Northern Selkups sacrificed to the spirits at the celebration of returning migratory birds that involved all the people. The celebration was preceded by a collective duck hunt and a collective feast; the ritual of animating new shamanic paraphernalia was timed to coincide with the celebration; the ritual was three to ten days long. Sometimes the same celebration was held in the fall when migratory birds were leaving.

The Selkup rite marking the killing of a bear was like a holiday; the bear’s body was butchered according to special rules, the meat was boiled, neighbors and relatives were invited to the meal; when eating meat, people invariably uttered the same formulas blaming ravens for the killing; divination using the bear paw was a mandatory element of the rite. In the past, the bear’s head and paws were placed on a table and decorated: if it was a she-bear, it was decorated with beads, ribbons, and pieces of cloth, if it was a he-bear, a small bow and arrows were placed next to it and hunters danced around the bear. Selkups believed that the soul of a long-dead relative came to them in the form of a bear; the soul had completed its life in another world and was ready to be reborn as a child from its own clan, and this rite called both a wake and a holiday meant both bidding farewell to the dead bear and celebrating the birth of a new person.

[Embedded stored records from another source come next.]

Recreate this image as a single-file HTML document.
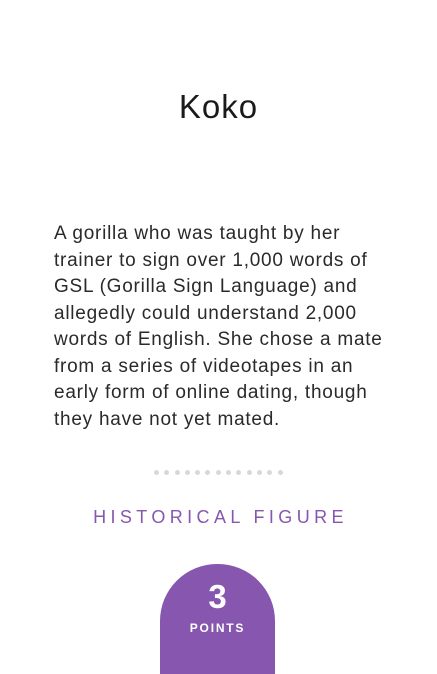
<!DOCTYPE html>
<html><head><style>
body{margin:0;width:437px;height:663px;background:#fff;font-family:"Liberation Sans",sans-serif;position:relative;overflow:hidden;color:#222}
h1{position:absolute;top:88px;left:0;width:437px;text-align:center;margin:0;font-size:33px;letter-spacing:1px;font-weight:normal;color:#1a1a1a}
p{position:absolute;top:221px;left:54px;width:380px;margin:0;font-size:19px;letter-spacing:0.75px;line-height:26.5px;color:#2a2a2a;white-space:nowrap}
.dots{position:absolute;top:470px;left:154px;display:flex;gap:5.3px}
.dots span{width:5px;height:5px;border-radius:50%;background:#d8d8d8}
.cat{position:absolute;top:507px;left:0;width:437px;text-align:center;font-size:18px;letter-spacing:4.4px;color:#8757b0;padding-left:4px;box-sizing:border-box}
.badge{position:absolute;left:160px;top:564px;width:115px;height:110px;background:#8757b0;border-radius:57px 57px 0 0;color:#fff;text-align:center}
.badge b{display:block;font-size:33px;margin-top:16px;line-height:34px}
.badge small{display:block;font-size:12px;font-weight:bold;letter-spacing:1.8px;margin-top:7px}
</style></head><body>
<h1>Koko</h1>
<p>A gorilla who was taught by her<br>trainer to sign over 1,000 words of<br>GSL (Gorilla Sign Language) and<br>allegedly could understand 2,000<br>words of English. She chose a mate<br>from a series of videotapes in an<br>early form of online dating, though<br>they have not yet mated.</p>
<div class="dots"><span></span><span></span><span></span><span></span><span></span><span></span><span></span><span></span><span></span><span></span><span></span><span></span><span></span></div>
<div class="cat">HISTORICAL FIGURE</div>
<div class="badge"><b>3</b><small>POINTS</small></div>
</body></html>
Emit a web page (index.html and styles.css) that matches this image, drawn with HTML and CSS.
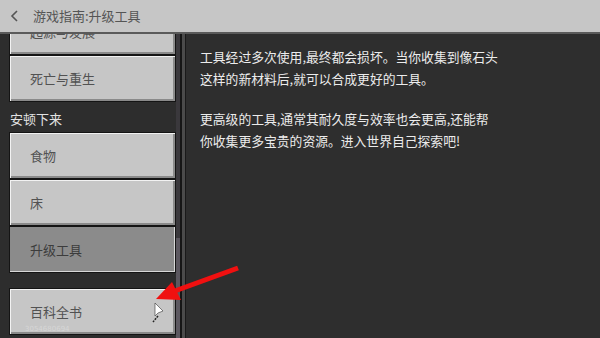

Narym Selkups connect the end of summer with the day of the moose peeing in the water and “freezing” and “cooling” it. This is the foundation of Pil Ed, a celebration the Selkups living in the village of Ivankino hold in the first days of August. The villagers also call this celebration nut narragot, literally “at the god’s above”: on this day, “the god moves to a different sky,” this is the day when the sun begins to gradually dip beyond the horizon.